Однако первая по времени премьера «Мелкого беса» состоялась не в Москве, а в Киеве. В августе 1909 года режиссер Киевского театра «Соловцов» Н. А. Попов,[430] по совету А. П. Воротникова, обратился к Сологубу с просьбой: «Многоуважаемый Федор Кузьмич, по слухам, Вы закончили новую пьесу „М(елкий) б(ес)“. Если этот слух верен, не откажитесь познакомить нас с пьесой и сообщите Ваши условия. В моем распоряжении прекрасная труппа, а обстановочная часть доведена до возможной высоты, не уступающей крупнейшим столичным театрам, так что пьеса может быть поставлена достойным образом».[431]

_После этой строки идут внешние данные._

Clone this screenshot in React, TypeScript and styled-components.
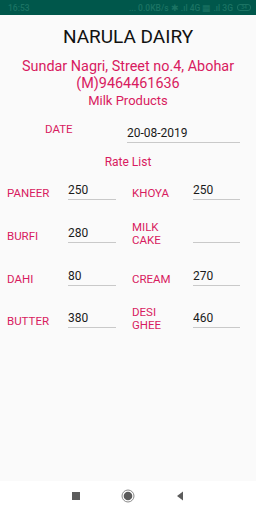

Просьбу Н. А. Попова поддержал Сергей Алексеевич Соколов (Кречетов), глава издательства «Гриф», с которым Сологуба связывали дружеские и деловые отношения. Жена Соколова Лидия Дмитриевна Рындина в сезон 1909/10 служила в труппе театра «Соловцов» и мечтала получить роль в «Мелком бесе». Соколов известил Сологуба телеграммой: «Присоединяюсь изо всех сил просьбе Киевского Театра Соловцова Театр дружественный и настоящим режиссирует бывший режиссер Московского Малого Театра Попов Художественная высота обеспечена Привет Подробности письмом Сергей Соколов Гриф».[432]
В письме, отправленном из Киева 30 августа, он добавлял: «Театр действительно очень хороший, с прекрасно поставленной технической и декоративной частью и с хорошей труппой. В этот сезон здесь главным режиссером Н. А. Попов, покинувший Московский) Малый театр и здесь имеющий неограниченные полномочия. Человек он тонко чувствующий и очень культурный, и за постановку безусловно можно не опасаться. Я был очень рад, узнав, что после обмена телеграммками) Вы дали свое согласие на постановку».[433]
Репетиции в театре «Соловцов» начались в сентябре. 15 октября Н. А. Попов писал Сологубу: «Дорогой Федор Кузьмич! „Мелкий бес“ идет в первый раз 30-го октября. Текст у меня уже сделан, причем, применяя его к сцене, я советовался с С. А. Кречетовым, который гостит сейчас в Киеве. К репетициям приступаю с понедельника 19-го, а оркестровые репетиции идут уже давно, причем занимаюсь с оркестром сам, чтобы он слился в одном направлении со всей постановкой. Окончательного распределения ролей еще нет, потому и не сообщаю его Вам. Конечно, с нетерпением буду ждать Вашего приезда в Киев».[434]
Сологуб присутствовал на премьере «Мелкого беса» в Киевском театре 7 ноября.[435] После его возвращения в Петербург Л. Д. Рындина, исполнявшая роль Дарьи Рутиловой, сообщала Ан. Н. Чеботаревской: «„Мелкий бес“ прошел 3 раза — 2-ой раз было немного публики, но на 3-ем очень много, хорошо. Должен был еще идти — но Буткевич (исполняла роль Варвары. — М. П.) перерезала себе вены — в ванне. Случайно к ней зашел один артист и узнал, что она в 8 часов пошла в ванну (а это было в 10), встревожился — стали к ней стучать; ответа не было — выломали (дверь) — ванна полная крови — она без чувств, без пульса, — привезли в больницу. Если бы это был мужчина, он бы был мертв, но женщины привыкли к потерям крови — ей что-то впрыскивают, лежит поправляется, голова свежая — веселая, говорит — не от горя, жить скучно, не стоит — все равно покончу. Жутко, Анастасия Николаевна, у нас очень жутко».[436]